Santini-Aichel guarda invece direttamente a Borromini, come si evince immediatamente dalla complessità dei suoi impianti planimetrici dallo stratificato simbolismo. Tuttavia, ciò che rende davvero unica la produzione di Santini-Aichel è la straordinaria fusione del Barocco borrominiano con il Gotico, dando vita al fenomeno tutto boemo del Barocco-Gotico nel quale i due stili si fondono come un «Oggi che cerchi con ansia il suo Ieri». Ecco allora gli stratagemmi à la Borromini farsi tutt’uno con arditi verticalismi, pinnacoli e nervature incurvarsi, diventando guizzanti «trappole per la luce».

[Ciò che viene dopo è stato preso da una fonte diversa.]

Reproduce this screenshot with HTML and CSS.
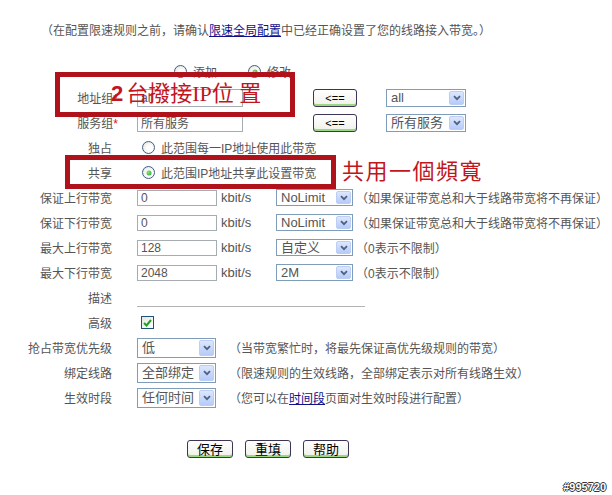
FILE: index.html
```html
<!DOCTYPE html>
<html lang="zh-CN">

<head>
    <meta charset="UTF-8">
    <title>限速规则</title>
    <link rel="stylesheet" href="styles.css">
</head>

<body>
    <div class="page">
        <p class="intro">（在配置限速规则之前，请确认<a href="#">限速全局配置</a>中已经正确设置了您的线路接入带宽。）</p>

        <div class="form">
            <div class="row row-mode">
                <span class="label"></span>
                <div class="field mode">
                    <span class="radio"></span><span class="opt">添加</span>
                    <span class="radio on"></span><span class="opt">修改</span>
                </div>
            </div>
            <div class="row">
                <span class="label req">地址组<i>*</i></span>
                <div class="field">
                    <input class="text" type="text" value="all">
                    <button class="btn btn-pick">&lt;==</button>
                    <div class="select sel-pick"><span class="sel-text">all</span><span class="sel-arrow"><svg width="8" height="6" viewBox="0 0 8 6"><path d="M1 1.2 L4 4.2 L7 1.2" /></svg></span></div>
                </div>
            </div>
            <div class="row">
                <span class="label req">服务组<i>*</i></span>
                <div class="field">
                    <input class="text" type="text" value="所有服务">
                    <button class="btn btn-pick">&lt;==</button>
                    <div class="select sel-pick"><span class="sel-text">所有服务</span><span class="sel-arrow"><svg width="8" height="6" viewBox="0 0 8 6"><path d="M1 1.2 L4 4.2 L7 1.2" /></svg></span></div>
                </div>
            </div>
            <div class="row">
                <span class="label">独占</span>
                <div class="field choice">
                    <span class="radio"></span><span>此范围每一IP地址使用此带宽</span>
                </div>
            </div>
            <div class="row">
                <span class="label">共享</span>
                <div class="field choice">
                    <span class="radio on"></span><span>此范围IP地址共享此设置带宽</span>
                </div>
            </div>
            <div class="row">
                <span class="label">保证上行带宽</span>
                <div class="field">
                    <input class="text num" type="text" value="0">
                    <span class="unit">kbit/s</span>
                    <div class="select sel-rate"><span class="sel-text">NoLimit</span><span class="sel-arrow"><svg width="8" height="6" viewBox="0 0 8 6"><path d="M1 1.2 L4 4.2 L7 1.2" /></svg></span></div>
                    <span class="hint">（如果保证带宽总和大于线路带宽将不再保证）</span>
                </div>
            </div>
            <div class="row">
                <span class="label">保证下行带宽</span>
                <div class="field">
                    <input class="text num" type="text" value="0">
                    <span class="unit">kbit/s</span>
                    <div class="select sel-rate"><span class="sel-text">NoLimit</span><span class="sel-arrow"><svg width="8" height="6" viewBox="0 0 8 6"><path d="M1 1.2 L4 4.2 L7 1.2" /></svg></span></div>
                    <span class="hint">（如果保证带宽总和大于线路带宽将不再保证）</span>
                </div>
            </div>
            <div class="row">
                <span class="label">最大上行带宽</span>
                <div class="field">
                    <input class="text num" type="text" value="128">
                    <span class="unit">kbit/s</span>
                    <div class="select sel-rate"><span class="sel-text">自定义</span><span class="sel-arrow"><svg width="8" height="6" viewBox="0 0 8 6"><path d="M1 1.2 L4 4.2 L7 1.2" /></svg></span></div>
                    <span class="hint">（0表示不限制）</span>
                </div>
            </div>
            <div class="row">
                <span class="label">最大下行带宽</span>
                <div class="field">
                    <input class="text num" type="text" value="2048">
                    <span class="unit">kbit/s</span>
                    <div class="select sel-rate"><span class="sel-text">2M</span><span class="sel-arrow"><svg width="8" height="6" viewBox="0 0 8 6"><path d="M1 1.2 L4 4.2 L7 1.2" /></svg></span></div>
                    <span class="hint">（0表示不限制）</span>
                </div>
            </div>
            <div class="row">
                <span class="label">描述</span>
                <div class="field">
                    <input class="text line" type="text" value="">
                </div>
            </div>
            <div class="row">
                <span class="label">高级</span>
                <div class="field">
                    <span class="check"><svg width="9" height="8" viewBox="0 0 9 8"><path d="M1 4 L3.5 6.5 L8 1" /></svg></span>
                </div>
            </div>
            <div class="row">
                <span class="label">抢占带宽优先级</span>
                <div class="field">
                    <div class="select sel-wide"><span class="sel-text">低</span><span class="sel-arrow"><svg width="8" height="6" viewBox="0 0 8 6"><path d="M1 1.2 L4 4.2 L7 1.2" /></svg></span></div>
                    <span class="hint wide">（当带宽繁忙时，将最先保证高优先级规则的带宽）</span>
                </div>
            </div>
            <div class="row">
                <span class="label">绑定线路</span>
                <div class="field">
                    <div class="select sel-wide"><span class="sel-text">全部绑定</span><span class="sel-arrow"><svg width="8" height="6" viewBox="0 0 8 6"><path d="M1 1.2 L4 4.2 L7 1.2" /></svg></span></div>
                    <span class="hint wide">（限速规则的生效线路，全部绑定表示对所有线路生效）</span>
                </div>
            </div>
            <div class="row">
                <span class="label">生效时段</span>
                <div class="field">
                    <div class="select sel-wide"><span class="sel-text">任何时间</span><span class="sel-arrow"><svg width="8" height="6" viewBox="0 0 8 6"><path d="M1 1.2 L4 4.2 L7 1.2" /></svg></span></div>
                    <span class="hint wide">（您可以在<a href="#">时间段</a>页面对生效时段进行配置）</span>
                </div>
            </div>
        </div>

        <div class="actions">
            <button class="btn btn-main">保存</button>
            <button class="btn btn-main">重填</button>
            <button class="btn btn-main">帮助</button>
        </div>

        <div class="stamp">#995720</div>

        <!-- red annotations drawn over the form -->
        <div class="mark mark-ip"></div>
        <div class="mark mark-share"></div>
        <div class="note note-ip"><b>2</b>台撥接IP位 置</div>
        <div class="note note-share">共用一個頻寬</div>
    </div>
</body>

</html>
```

FILE: styles.css
```css
* {
    margin: 0;
    padding: 0;
    box-sizing: border-box;
}

body {
    background-color: #fff;
    font-family: "Liberation Sans", "Noto Sans CJK SC", sans-serif;
    font-size: 12px;
    color: #555;
}

.page {
    position: relative;
    width: 612px;
    height: 495px;
    overflow: hidden;
}

a {
    color: #10108a;
    text-decoration: underline;
}

.intro {
    padding: 22px 0 0 41px;
    line-height: 18px;
}

.form {
    margin-top: 18px;
}

.row {
    display: flex;
    align-items: center;
    height: 25px;
}

.row-mode {
    height: 27px;
}

.label {
    flex: none;
    width: 112px;
    margin-right: 25px;
    text-align: right;
    white-space: nowrap;
}

.label.req {
    width: 118px;
    margin-right: 19px;
}

.label i {
    font-style: normal;
    color: #e01010;
}

.field {
    display: flex;
    align-items: center;
    white-space: nowrap;
}

.mode {
    padding-left: 37px;
}

.mode .opt {
    margin-left: 6px;
    width: 55px;
}

.choice {
    padding-left: 5px;
    gap: 6px;
}

/* inputs */
.text {
    width: 106px;
    height: 18px;
    border: 1px solid #a5acb2;
    padding: 0 3px;
    font-family: "Liberation Sans", "Noto Sans CJK SC", sans-serif;
    font-size: 12px;
    color: #555;
    background-color: #fff;
    outline: none;
}

.text.num {
    width: 80px;
    height: 16px;
}

.text.line {
    width: 228px;
    border-width: 0 0 1px 0;
    border-color: #b4b4b4;
}

.unit {
    width: 59px;
    padding-left: 4px;
    font-size: 13px;
}

.hint {
    margin-left: 3px;
}

.hint.wide {
    margin-left: 13px;
}

/* selects drawn as XP style combo boxes */
.select {
    display: flex;
    align-items: center;
    height: 18px;
    border: 1px solid #7f9db9;
    background-color: #fff;
    padding: 1px 1px 1px 4px;
    color: #555;
}

.sel-text {
    flex: 1;
    font-size: 13px;
    line-height: 14px;
    overflow: hidden;
}

.sel-arrow {
    display: flex;
    align-items: center;
    justify-content: center;
    width: 15px;
    height: 100%;
    border: 1px solid #bccdf6;
    border-radius: 2px;
    background: linear-gradient(#dde7fd, #b6cbf8);
}

.sel-arrow svg path {
    fill: none;
    stroke: #4d6185;
    stroke-width: 1.8;
}

.sel-pick {
    width: 80px;
    margin-left: 29px;
}

.sel-rate {
    width: 77px;
    height: 17px;
}

.sel-wide {
    width: 79px;
    height: 20px;
}

/* radios and checkbox */
.radio {
    position: relative;
    flex: none;
    width: 13px;
    height: 13px;
    border: 1px solid #3a5f8a;
    border-radius: 50%;
    background: radial-gradient(circle at 60% 60%, #fff 30%, #dcdcd4);
}

.radio.on::after {
    content: "";
    position: absolute;
    left: 50%;
    top: 50%;
    width: 5px;
    height: 5px;
    border-radius: 50%;
    transform: translate(-50%, -50%);
    background: radial-gradient(circle at 40% 40%, #8ae27a, #21a121);
}

.check {
    display: flex;
    align-items: center;
    justify-content: center;
    width: 13px;
    height: 13px;
    margin-left: 4px;
    border: 1px solid #1c5180;
    background: linear-gradient(135deg, #e6e6e0, #fff);
}

.check svg path {
    fill: none;
    stroke: #21a121;
    stroke-width: 2;
}

/* buttons */
.btn {
    border: 1px solid #3c3556;
    border-radius: 3px;
    background: linear-gradient(#fff, #f0f0ea);
    box-shadow: inset 0 -2px 0 #9ad884;
    color: #000;
    font-family: "Liberation Sans", "Noto Sans CJK SC", sans-serif;
    cursor: pointer;
}

.btn-pick {
    width: 44px;
    height: 18px;
    margin-left: 70px;
    font-size: 11px;
    line-height: 14px;
}

.btn-main {
    width: 46px;
    height: 18px;
    font-size: 13px;
    line-height: 15px;
}

.actions {
    display: flex;
    gap: 12px;
    margin-top: 30px;
    padding-left: 187px;
}

.stamp {
    margin-top: 23px;
    padding-right: 6px;
    text-align: right;
    font-family: "Liberation Sans", sans-serif;
    font-size: 11px;
    font-weight: bold;
    line-height: 12px;
    color: #fff;
    text-shadow: 1px 0 #333, -1px 0 #333, 0 1px #333, 0 -1px #333;
}

/* red annotations */
.mark {
    position: absolute;
    border: 5px solid #b0121c;
}

.mark-ip {
    left: 55px;
    top: 72px;
    width: 240px;
    height: 45px;
}

.mark-share {
    left: 65px;
    top: 155px;
    width: 271px;
    height: 34px;
}

.note {
    position: absolute;
    color: #c0161e;
    font-family: "Liberation Serif", "Noto Sans CJK TC", serif;
    font-size: 22px;
    line-height: 24px;
    white-space: pre;
}

.note b {
    font-family: "Liberation Sans", sans-serif;
    margin-right: 3px;
}

.note-ip {
    left: 111px;
    top: 82px;
}

.note-share {
    left: 342px;
    top: 160px;
    letter-spacing: 1.5px;
}
```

Il suo complesso cistercense dedicato al patrono ceco San Giovanni Nepomuceno a Zelená hora circondata dal cimitero a Žďár nad Sázavou – sito Unesco dal 1994 – ne è l’esempio certamente più celebre, sebbene la chiesa del Nanebevzetí Panny Marie presso il Kladrubský klášter sia in qualche misura forse un esempio ancor più riuscito con l’imponente guglia sormontata da una corona.

Certamente, a valle dei duri eventi che hanno segnato l’ingresso del Barocco in Boemia, il suo trionfo nella regione e soprattutto la sua commistione con un altro stile così centrale per la storia di questa terra – crocevia di idee e tradizioni – assume il valore di risarcimento e riaccende la scintilla creativa del popolo ceco, regalandoci rari gioielli architettonici che non smettono di destare meraviglia.